Diary of Charles Francis Adams, volume 8

Thursday 28th. CFA Thursday 28th. CFA
Thursday 28th.

Fine day. Thanksgiving. Service as usual. Evening at Mrs. Frothingham’s.

I arose this morning with a sense of relief which I have not had for some time. The State of my father’s family had filled me for some time back with a set of gloomy apprehensions which their very indefiniteness tended to make more painful. Quincy and the old house are rather gloomy places for the winter season and I feared they might be confined there by sickness even after little Fanny’s decease. Thank 335heaven, they have at least started for other scenes and although these may contribute but little to amuse or to cheer them, they yet place them upon an active theatre where some diversion may chance to be favorable. I now hope to hear of their safe arrival. In mere weather they must have been highly favored.

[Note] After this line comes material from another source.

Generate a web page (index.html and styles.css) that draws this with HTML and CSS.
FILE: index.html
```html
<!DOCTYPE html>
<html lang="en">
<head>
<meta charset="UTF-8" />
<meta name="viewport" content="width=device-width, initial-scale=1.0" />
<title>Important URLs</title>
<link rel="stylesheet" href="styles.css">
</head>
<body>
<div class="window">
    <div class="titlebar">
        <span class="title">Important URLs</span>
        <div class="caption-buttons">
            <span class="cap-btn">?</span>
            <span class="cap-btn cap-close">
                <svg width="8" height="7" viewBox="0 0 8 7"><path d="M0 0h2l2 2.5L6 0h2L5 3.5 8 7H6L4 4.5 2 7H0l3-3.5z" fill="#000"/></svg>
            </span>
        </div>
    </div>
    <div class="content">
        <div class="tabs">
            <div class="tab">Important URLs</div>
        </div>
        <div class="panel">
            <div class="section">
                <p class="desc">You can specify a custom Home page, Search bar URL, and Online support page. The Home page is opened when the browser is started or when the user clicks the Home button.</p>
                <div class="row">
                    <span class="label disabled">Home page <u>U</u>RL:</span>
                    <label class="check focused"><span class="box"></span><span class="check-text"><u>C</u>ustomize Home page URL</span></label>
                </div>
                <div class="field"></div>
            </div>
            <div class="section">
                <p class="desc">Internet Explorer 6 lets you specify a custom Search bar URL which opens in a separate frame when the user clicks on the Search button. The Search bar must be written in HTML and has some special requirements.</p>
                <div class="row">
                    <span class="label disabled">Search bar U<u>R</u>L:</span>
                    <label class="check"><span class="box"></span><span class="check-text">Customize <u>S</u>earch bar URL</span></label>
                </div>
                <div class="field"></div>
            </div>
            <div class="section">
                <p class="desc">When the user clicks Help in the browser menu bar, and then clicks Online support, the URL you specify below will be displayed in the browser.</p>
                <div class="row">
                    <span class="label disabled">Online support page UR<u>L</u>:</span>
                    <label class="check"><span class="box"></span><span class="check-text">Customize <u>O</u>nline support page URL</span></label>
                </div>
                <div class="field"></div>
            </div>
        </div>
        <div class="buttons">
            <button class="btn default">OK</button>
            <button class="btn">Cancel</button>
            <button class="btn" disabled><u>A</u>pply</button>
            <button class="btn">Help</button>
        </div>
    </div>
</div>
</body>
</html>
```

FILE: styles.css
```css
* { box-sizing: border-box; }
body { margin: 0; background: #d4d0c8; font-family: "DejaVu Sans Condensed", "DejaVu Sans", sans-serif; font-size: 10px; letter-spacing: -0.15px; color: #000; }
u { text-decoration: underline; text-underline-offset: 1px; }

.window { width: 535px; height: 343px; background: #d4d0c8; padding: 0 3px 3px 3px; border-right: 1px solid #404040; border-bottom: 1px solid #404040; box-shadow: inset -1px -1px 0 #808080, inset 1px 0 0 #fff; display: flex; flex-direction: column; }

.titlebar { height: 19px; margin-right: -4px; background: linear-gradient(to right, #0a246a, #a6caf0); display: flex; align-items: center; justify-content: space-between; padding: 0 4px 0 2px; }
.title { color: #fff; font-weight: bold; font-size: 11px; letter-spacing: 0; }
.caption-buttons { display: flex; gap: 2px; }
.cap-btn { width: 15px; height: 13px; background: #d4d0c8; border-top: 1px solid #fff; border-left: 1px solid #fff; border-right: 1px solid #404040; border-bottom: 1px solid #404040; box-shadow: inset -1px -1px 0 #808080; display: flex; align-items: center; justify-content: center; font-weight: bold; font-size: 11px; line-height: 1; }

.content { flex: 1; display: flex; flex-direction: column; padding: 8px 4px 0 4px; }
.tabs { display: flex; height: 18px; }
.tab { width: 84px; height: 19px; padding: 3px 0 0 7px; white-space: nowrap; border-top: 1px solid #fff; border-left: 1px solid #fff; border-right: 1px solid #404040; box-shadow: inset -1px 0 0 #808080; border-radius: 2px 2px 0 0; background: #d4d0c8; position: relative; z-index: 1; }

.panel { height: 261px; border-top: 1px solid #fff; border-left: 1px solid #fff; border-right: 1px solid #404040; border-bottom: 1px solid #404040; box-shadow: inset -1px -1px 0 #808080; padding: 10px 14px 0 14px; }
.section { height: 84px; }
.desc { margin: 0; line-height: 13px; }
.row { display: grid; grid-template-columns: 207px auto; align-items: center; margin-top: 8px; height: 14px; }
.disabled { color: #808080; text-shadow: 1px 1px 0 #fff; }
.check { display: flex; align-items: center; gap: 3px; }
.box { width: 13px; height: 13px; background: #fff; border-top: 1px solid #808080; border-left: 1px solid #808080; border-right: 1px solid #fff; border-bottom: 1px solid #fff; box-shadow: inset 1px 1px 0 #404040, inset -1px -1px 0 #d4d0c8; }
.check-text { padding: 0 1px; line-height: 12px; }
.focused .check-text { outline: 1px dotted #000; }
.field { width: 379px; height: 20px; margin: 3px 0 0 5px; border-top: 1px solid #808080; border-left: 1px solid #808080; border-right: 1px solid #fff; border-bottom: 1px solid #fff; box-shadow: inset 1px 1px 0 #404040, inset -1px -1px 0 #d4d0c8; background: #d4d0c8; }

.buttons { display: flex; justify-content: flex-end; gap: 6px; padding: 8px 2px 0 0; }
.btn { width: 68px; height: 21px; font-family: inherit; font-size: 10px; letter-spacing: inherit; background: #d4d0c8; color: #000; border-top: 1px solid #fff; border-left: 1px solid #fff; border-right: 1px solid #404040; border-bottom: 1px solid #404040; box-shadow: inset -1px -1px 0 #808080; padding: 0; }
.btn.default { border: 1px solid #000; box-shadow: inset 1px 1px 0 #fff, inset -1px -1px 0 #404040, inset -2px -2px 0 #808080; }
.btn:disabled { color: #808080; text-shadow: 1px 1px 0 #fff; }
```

Attended divine service and heard Dr. Frothingham preach from Psalms 107. 8.15 &ca. “Oh that men would praise the Lord for his goodness and for his wonderful works to the children of men.” A good discourse but I was rather inattentive.

Walk round the South Cove home. Mr. Brooks dined with us, and I felt grateful to the divine being for his continued care and protection of us through the past year. Evening to Mrs. Frothingham’s where we had a game of whist among the children and a little supper afterwards.

Friday 29th. CFA Friday 29th. CFA
Friday 29th.

Continued fine weather. Time as usual. Evening to the Theatre.

We are now commencing again upon the usual routine of winter life. At the Office where I passed my time in accounts and papers as usual. Nothing materially new. Home to read Hecuba, which goes on well whenever I have any time to follow it. At the Athenaeum where I procured Mr. Bancroft’s book for the purpose of giving it a deliberate examination.1 After dinner gave up Menzel and began Bancroft.

Evening to the Theatre with my Wife. Charles Kean in The Iron Chest razeed2 and a new play of Bulwer’s, The Lady of Lyons. Claude Melnotte.3 It is impossible to be more disappointed than I was. When I saw this young man some years ago in The Hunchback I thought him quite promising. Since then he has fallen into the faults of bad recitation and violent rant so that there are hardly any good points left. The play of The Iron Chest is no great favorite with me but it always tells upon an audience.4 The present version of it is the cream of all it’s stage tricks condensed into three acts. Bulwer’s play is not bad. A little too much of love sickness about it, but on the whole affecting and agreeable. Home by eleven.


Probably the first two volumes of George Bancroft’s History of the United States (10 vols., Boston, 1834–1874), published together in 1837 but constituting the 2d edn. of vol. 1 and the first appearance of vol. 2. Both dealt with the period of colonization and reflected a “democratic” or Jacksonian view.


That is, abridged ( OED ).


In Bulwer Lytton’s Lady of Lyons, first produced in 1838, Claude Melnotte was the central figure (Odell, Annals N.Y. Stage , 4:206).


The Iron Chest, a play with music, by George Colman the younger had been produced in London in 1796. CFA’s earlier view of Charles Kean is at vol. 4:413.